As an example, Touchdown engaged Adherence a few years ago as you were growing and wanted to make sure that your unique business model and compliance program were meeting the requirements of the applicable regulatory rules. I took on the role of Touchdown’s outsourced Chief Compliance Officer and together we worked on making sure that Touchdown’s compliance program meets the high standards your management team and Adherence require. This meant reviewing every aspect of Touchdown’s business to ensure that its compliance policies and procedures meet or exceed regulatory requirements. At the same time, we did not want to overburden Touchdown with inefficient tasks and procedures. This is where Adherence’s experience in working with small and mid-sized firms really helped.
David: We know that there are companies providing investment advice for a fee that are not registered. Are there potential penalties?
Saleemah: The consequences of providing investment advice for a fee and failing to register as an RIA include ceasing operations, disgorgement of all fees the firm earned plus interest, and paying a penalty which can be 50% of fees earned. The SEC will typically bring an administrative action against an unregistered firm that it believes is engaging in activities requiring registration. The SEC findings of administrative actions are published on the SEC’s website and routinely picked up by major news media and other blogs. Therefore, the action can be widely publicized resulting in great reputational harm to the unregistered firm and its principals.

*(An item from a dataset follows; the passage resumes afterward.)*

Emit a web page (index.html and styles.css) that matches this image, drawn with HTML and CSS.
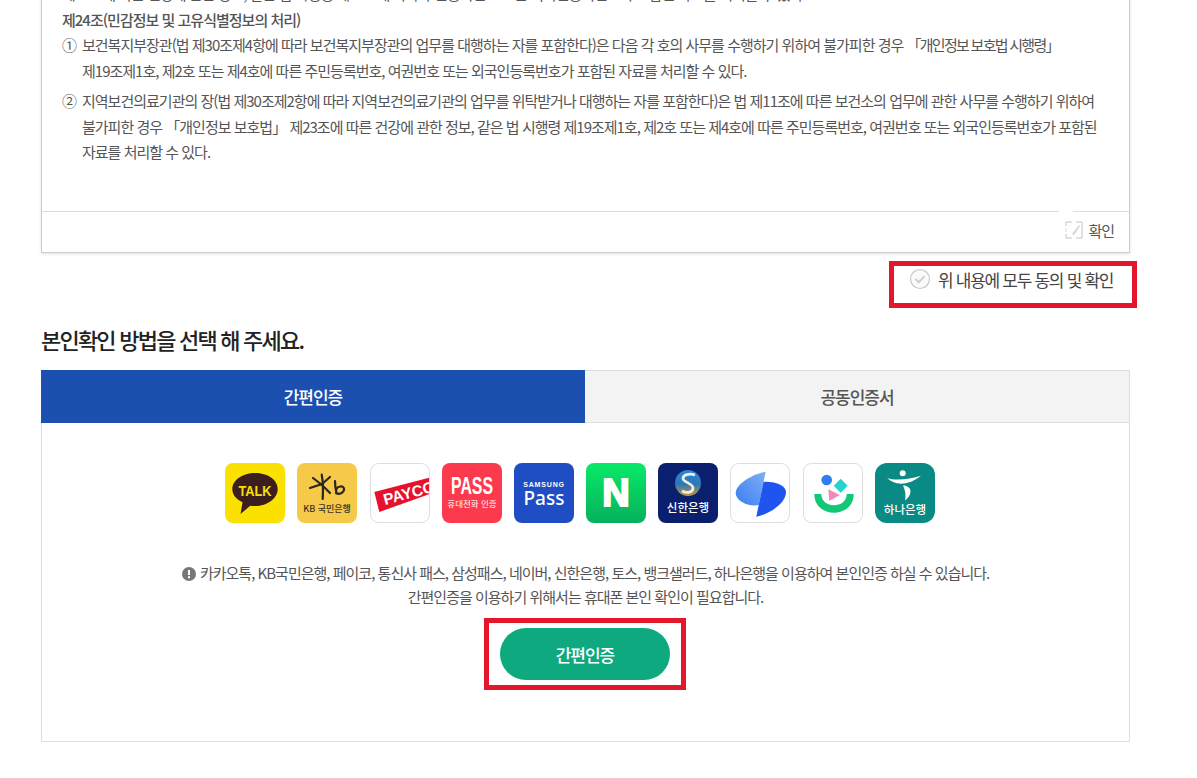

David: Any predictions on whether more venture capital firms will register?
Saleemah: I believe that we will continue to see more and more traditional venture capital firms decide to register because their business models will need to evolve as the overall venture capital industry continues to change and competition increases. As venture capital business models change, they will likely lose the benefit of the current exemption from registration unless Congress decides to expand the exemption, which I think is unlikely.
David: Thank you, Saleemah. I do agree we will likely see more firms become RIAs in the years to come.